Complete Example: SIMD Grayscale Conversion Preview
Converting RGB to grayscale: L = 0.299R + 0.587G + 0.114*B, implemented for 16 pixels at a time (described in detail in Case Study 15.1).
The XOR → AES-NI Encryption Tool: Complete
The encryption tool anchor example is now complete:
- Chapter 13: XOR cipher — basic symmetric encryption using XOR, processing 8 bytes at a time
- Chapter 15: AES-NI CTR mode — hardware-accelerated AES, 16 bytes per AESENC instruction, 1 byte/cycle with pipelining
The production version of the tool would add: - AES-GCM (Galois/Counter Mode) for authenticated encryption (protects against tampering) - Proper nonce management (random 96-bit nonce per message) - PKCS#7 or CTR mode (no padding needed) - Key derivation from a password using Argon2 or scrypt
All of these are standard constructions that combine AES-NI for the cipher with CLMULNI (carryless multiply) for the Galois field multiplication in GCM. The assembly patterns — XMM register manipulation, AESENC in a loop, pipelining multiple blocks — are exactly what the production tools use.
Summary
SIMD programming processes multiple data elements per instruction, achieving 4× (SSE2), 8× (AVX2), or 16× (AVX-512) speedup for data-parallel code. The key concepts: XMM (128-bit), YMM (256-bit), and ZMM (512-bit) registers; packed operations (PS for 4 floats, PD for 2 doubles, various integer widths); alignment requirements; shuffle operations for data rearrangement; the AVX-SSE transition penalty; and horizontal reduction (summing all lanes).

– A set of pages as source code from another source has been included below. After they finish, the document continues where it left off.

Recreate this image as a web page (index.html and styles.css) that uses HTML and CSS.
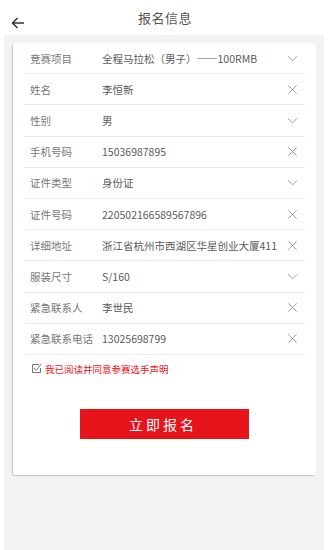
FILE: index.html
```html
<!doctype html>
<html lang="zh-CN">
<head>
  <meta charset="UTF-8">
  <meta name="viewport" content="width=device-width, initial-scale=1.0">
  <title>报名信息</title>
  <link rel="stylesheet" href="styles.css">
</head>
<body>
  <svg class="defs" width="0" height="0">
    <defs>
      <symbol id="down" viewBox="0 0 12 12"><path d="M1 3.5l5 5 5-5" fill="none" stroke="#888" stroke-width="0.9"/></symbol>
      <symbol id="clear" viewBox="0 0 12 12"><path d="M1.5 1.5l9 9M10.5 1.5l-9 9" fill="none" stroke="#888" stroke-width="0.9"/></symbol>
    </defs>
  </svg>

  <header class="topbar">
    <span class="back">
      <svg width="14" height="12" viewBox="0 0 14 12"><path d="M13 6H1.5M6.5 1L1.5 6l5 5" fill="none" stroke="#333" stroke-width="1.5"/></svg>
    </span>
    <h1>报名信息</h1>
  </header>

  <main class="page">
    <div class="card">
      <div class="row"><span class="label">竞赛项目</span><span class="value">全程马拉松（男子）——100RMB</span><svg class="icon"><use href="#down"/></svg></div>
      <div class="row"><span class="label">姓名</span><span class="value">李恒新</span><svg class="icon"><use href="#clear"/></svg></div>
      <div class="row"><span class="label">性别</span><span class="value">男</span><svg class="icon"><use href="#down"/></svg></div>
      <div class="row"><span class="label">手机号码</span><span class="value">15036987895</span><svg class="icon"><use href="#clear"/></svg></div>
      <div class="row"><span class="label">证件类型</span><span class="value">身份证</span><svg class="icon"><use href="#down"/></svg></div>
      <div class="row"><span class="label">证件号码</span><span class="value">220502166589567896</span><svg class="icon"><use href="#clear"/></svg></div>
      <div class="row"><span class="label">详细地址</span><span class="value">浙江省杭州市西湖区华星创业大厦411</span><svg class="icon"><use href="#clear"/></svg></div>
      <div class="row"><span class="label">服装尺寸</span><span class="value">S/160</span><svg class="icon"><use href="#down"/></svg></div>
      <div class="row"><span class="label">紧急联系人</span><span class="value">李世民</span><svg class="icon"><use href="#clear"/></svg></div>
      <div class="row"><span class="label">紧急联系电话</span><span class="value">13025698799</span><svg class="icon"><use href="#clear"/></svg></div>

      <label class="agree">
        <svg width="11" height="11" viewBox="0 0 11 11"><path d="M8 1.5H1.5v8h8V5" fill="none" stroke="#777" stroke-width="1"/><path d="M3 5l2.2 2.4L10.3 0.8" fill="none" stroke="#777" stroke-width="1"/></svg>
        我已阅读并同意参赛选手声明
      </label>

      <button class="submit">立即报名</button>
    </div>
  </main>
</body>
</html>
```

FILE: styles.css
```css
body {
  margin: 0;
  font-family: "Noto Sans CJK SC", "Liberation Sans", sans-serif;
  background: #fff;
  color: #555;
}

.defs {
  position: absolute;
}

.topbar {
  height: 35px;
  display: flex;
  align-items: center;
  justify-content: center;
  position: relative;
}

.back {
  position: absolute;
  left: 11px;
  top: 10px;
}

.topbar h1 {
  margin: 0;
  font-size: 13px;
  font-weight: normal;
  color: #555;
  letter-spacing: 0.5px;
}

.page {
  margin: 0 6px 0 4px;
  background: #f2f2f2;
  height: 515px;
  padding: 8px 8px 0 9px;
  box-sizing: border-box;
}

.card {
  background: #fff;
  height: 432px;
  padding: 0 11px;
  box-shadow: -1px 1px 1px rgba(0, 0, 0, 0.18);
  border-radius: 2px;
}

.row {
  height: 30.2px;
  display: flex;
  align-items: center;
  border-bottom: 1px solid #ececec;
  font-size: 10.5px;
}

.label {
  width: 72px;
  padding-left: 6px;
  color: #777;
  white-space: nowrap;
}

.value {
  flex: 1;
  color: #5a5a5a;
  white-space: nowrap;
}

.icon {
  width: 11px;
  height: 11px;
  margin-right: 7px;
}

.agree {
  display: flex;
  align-items: center;
  gap: 3px;
  margin: 7px 0 0 7px;
  font-size: 9.5px;
  color: #e8141b;
}

.submit {
  display: block;
  margin: 33px auto 0;
  width: 169px;
  height: 30px;
  border: none;
  background: #e8141b;
  color: #fff;
  font-family: inherit;
  font-size: 14px;
  letter-spacing: 3px;
  padding-left: 3px;
}
```
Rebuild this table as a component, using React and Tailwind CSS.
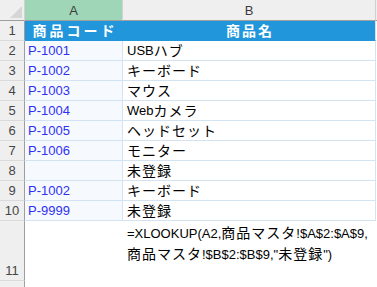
import React from 'react';

// product code lookup sheet: two table columns plus the XLOOKUP formula in row 11
const rows = [
  ['P-1001', 'USBハブ'],
  ['P-1002', 'キーボード'],
  ['P-1003', 'マウス'],
  ['P-1004', 'Webカメラ'],
  ['P-1005', 'ヘッドセット'],
  ['P-1006', 'モニター'],
  ['', '未登録'],
  ['P-1002', 'キーボード'],
  ['P-9999', '未登録'],
];

const formula = ['=XLOOKUP(A2,商品マスタ!$A$2:$A$9,', '商品マスタ!$B$2:$B$9,"未登録")'];

// Japanese runs are set a little larger than the latin text, like Excel's UI font
const cjk = /([\u3000-\u30ff\u4e00-\u9fff\uff00-\uffef]+)/;

const Mixed = ({ text }) => (
  <>
    {text.split(cjk).map((part, i) =>
      cjk.test(part) ? (
        <span key={i} className="text-[14px] tracking-[1px]">
          {part}
        </span>
      ) : (
        <span key={i}>{part}</span>
      )
    )}
  </>
);

const RowNum = ({ n, className = '' }) => (
  <div
    className={`w-[25px] shrink-0 flex justify-center bg-[#efefef] border-r border-r-[#9e9e9e] border-b border-b-[#dadada] text-[13px] text-[#454545] ${className}`}
  >
    {n}
  </div>
);

export default function App() {
  return (
    <div className="w-[377px] h-[287px] overflow-hidden bg-white font-['Liberation_Sans','Noto_Sans_CJK_JP',sans-serif] text-[13px] text-black leading-none">
      {/* column headers */}
      <div className="flex h-[21px]">
        <div className="w-[25px] shrink-0 bg-[#efefef] border-r border-r-[#d0d0d0] border-b border-b-[#9e9e9e] flex items-end justify-end p-[2px]">
          <svg width="12" height="12" viewBox="0 0 12 12">
            <polygon points="12,0 12,12 0,12" fill="#d6d6d6" />
          </svg>
        </div>
        <div className="w-[98px] shrink-0 bg-[#a0d6b8] border-r border-r-[#d0d0d0] border-b border-b-[#9e9e9e] flex items-center justify-center text-[#3c3c3c]">
          A
        </div>
        <div className="w-[253px] shrink-0 bg-[#efefef] border-r border-r-[#d0d0d0] border-b border-b-[#9e9e9e] flex items-center justify-center text-[#3c3c3c]">
          B
        </div>
        <div className="flex-1 bg-[#efefef] border-b border-b-[#9e9e9e]" />
      </div>

      {/* table header row */}
      <div className="flex h-[20px]">
        <RowNum n={1} className="items-center" />
        <div className="w-[98px] shrink-0 bg-[#2196db] border-r border-r-[#2196db] border-b border-b-[#2196db] flex items-center justify-center pl-[3px] text-white font-bold text-[14px] tracking-[3px]">
          商品コード
        </div>
        <div className="w-[253px] shrink-0 bg-[#2196db] border-r border-r-[#d3e3f1] border-b border-b-[#2196db] flex items-center justify-center pl-[2px] text-white font-bold text-[14px] tracking-[2px]">
          商品名
        </div>
        <div className="flex-1" />
      </div>

      {rows.map(([code, name], i) => (
        <div key={i} className="flex h-[20px]">
          <RowNum n={i + 2} className="items-center" />
          <div className="w-[98px] shrink-0 bg-[#f6fafe] border-r border-r-[#d3e3f1] border-b border-b-[#d3e3f1] flex items-center pl-[3px] text-[#2f2ff5]">
            {code}
          </div>
          <div className="w-[253px] shrink-0 border-r border-r-[#d3e3f1] border-b border-b-[#d3e3f1] flex items-center pl-[4px]">
            <Mixed text={name} />
          </div>
          <div className="flex-1" />
        </div>
      ))}

      {/* row 11 holds the formula text, wrapped over two lines */}
      <div className="flex h-[60px]">
        <RowNum n={11} className="items-end pb-[3px]" />
        <div className="w-[98px] shrink-0" />
        <div className="flex-1 flex flex-col pl-[4px] pt-[5px] gap-[7px]">
          {formula.map((line, i) => (
            <div key={i} className="whitespace-nowrap">
              <Mixed text={line} />
            </div>
          ))}
        </div>
      </div>

      <div className="flex h-[6px]">
        <div className="w-[25px] shrink-0 bg-[#efefef] border-r border-r-[#9e9e9e]" />
      </div>
    </div>
  );
}
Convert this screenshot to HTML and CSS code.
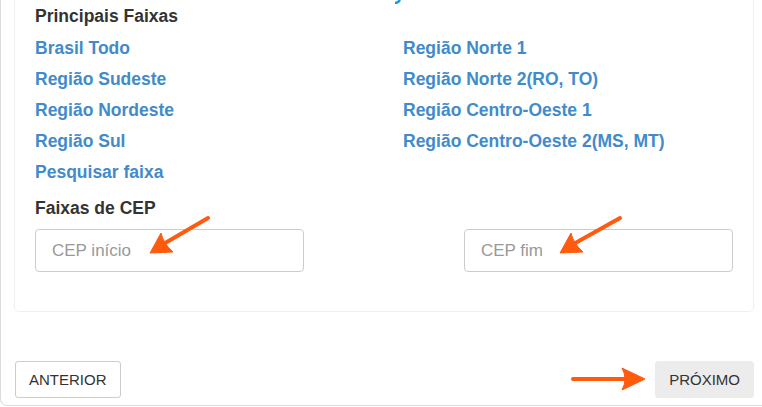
FILE: index.html
```html
<!DOCTYPE html>
<html lang="pt-BR">
<head>
    <meta charset="UTF-8">
    <meta name="viewport" content="width=device-width, initial-scale=1.0">
    <title>Faixas de CEP</title>
    <link rel="stylesheet" href="styles.css">
</head>
<body>
    <div class="wizard">
        <svg class="title-tail" width="8" height="4" viewBox="0 0 8 4">
            <path d="M1 3 Q4 3 6 0" stroke="#1b96dc" stroke-width="2.4" fill="none"/>
        </svg>
        <div class="panel">
            <h4 class="section-title">Principais Faixas</h4>
            <div class="ranges">
                <a href="#">Brasil Todo</a>
                <a href="#">Região Norte 1</a>
                <a href="#">Região Sudeste</a>
                <a href="#">Região Norte 2(RO, TO)</a>
                <a href="#">Região Nordeste</a>
                <a href="#">Região Centro-Oeste 1</a>
                <a href="#">Região Sul</a>
                <a href="#">Região Centro-Oeste 2(MS, MT)</a>
                <a href="#">Pesquisar faixa</a>
            </div>
            <h4 class="section-title cep-title">Faixas de CEP</h4>
            <div class="cep-fields">
                <input type="text" placeholder="CEP início">
                <input type="text" placeholder="CEP fim">
            </div>
        </div>
        <div class="actions">
            <button class="btn">ANTERIOR</button>
            <button class="btn btn-next">PRÓXIMO</button>
        </div>

        <!-- orange hint arrows drawn over the form -->
        <svg class="hints" width="762" height="407" viewBox="0 0 762 407">
            <g fill="#ff5a0e" stroke="#ff5a0e">
                <line x1="208" y1="218" x2="160" y2="246" stroke-width="4" stroke-linecap="round"/>
                <path d="M150 253 L161 233 Q163 243 173 252 Z" stroke-width="1" stroke-linejoin="round"/>
                <line x1="620" y1="218" x2="570" y2="246" stroke-width="4" stroke-linecap="round"/>
                <path d="M560 253 L571 233 Q573 243 583 252 Z" stroke-width="1" stroke-linejoin="round"/>
                <line x1="573" y1="379" x2="632" y2="379" stroke-width="4" stroke-linecap="round"/>
                <path d="M645 379 L622 368 Q628 379 622 390 Z" stroke-width="1" stroke-linejoin="round"/>
            </g>
        </svg>
    </div>
</body>
</html>
```

FILE: styles.css
```css
body {
    margin: 0;
    background-color: #fff;
    font-family: "Liberation Sans", Arial, sans-serif;
    color: #333;
    overflow: hidden;
}

.wizard {
    position: relative;
    width: 740px;
    height: 405px;
    padding: 0 14px 0 13px;
    border-left: 1px solid #dcdcdc;
    border-bottom: 1px solid #dcdcdc;
    border-bottom-left-radius: 7px;
}

.title-tail {
    position: absolute;
    left: 393px;
    top: 0;
}

.panel {
    padding: 6px 20px 39px 20px;
    border: 1px solid #efefef;
    border-top: 0;
    border-bottom-left-radius: 5px;
    border-bottom-right-radius: 5px;
}

.section-title {
    margin: 0;
    font-size: 17.5px;
    line-height: 20px;
    font-weight: bold;
    color: #333;
}

.ranges {
    display: grid;
    grid-template-columns: 368px 1fr;
    margin-top: 7px;
}

.ranges a {
    font-size: 17.5px;
    font-weight: bold;
    line-height: 31px;
    color: #428bca;
    text-decoration: none;
}

.cep-title {
    margin-top: 10px;
}

.cep-fields {
    display: flex;
    justify-content: space-between;
    margin-top: 11px;
}

.cep-fields input {
    box-sizing: border-box;
    width: 269px;
    height: 43px;
    padding: 0 16px;
    border: 1px solid #ccc;
    border-radius: 4px;
    font-family: "Liberation Sans", Arial, sans-serif;
    font-size: 17px;
    color: #555;
}

.cep-fields input::placeholder {
    color: #999;
}

.actions {
    display: flex;
    justify-content: space-between;
    margin: 49px 0 0 1px;
}

.btn {
    box-sizing: border-box;
    height: 37px;
    padding: 0 13px;
    border: 1px solid #ccc;
    border-radius: 3px;
    background-color: #fff;
    font-family: "Liberation Sans", Arial, sans-serif;
    font-size: 15px;
    color: #333;
}

.btn-next {
    border-color: #ececec;
    background-color: #ececec;
}

.hints {
    position: absolute;
    left: -1px;
    top: 0;
    pointer-events: none;
}
```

AES-NI completes the encryption tool: AESENC/AESENCLAST perform one AES round per instruction, achieving 4-5 cycles per byte (vs. 15-20 for software AES) and eliminating cache timing side-channels. AES-128 CTR mode combines block cipher encryption with counter-based keystream generation to produce a stream cipher for arbitrary-length messages.
Part II is complete. With the instruction set from Chapters 8-15, you have the vocabulary to read and write any x86-64 assembly code. Part III applies this vocabulary to the system-level topics: operating system interfaces, memory management, interrupts, device drivers, and the performance analysis tools that let you measure the cost of everything you have learned.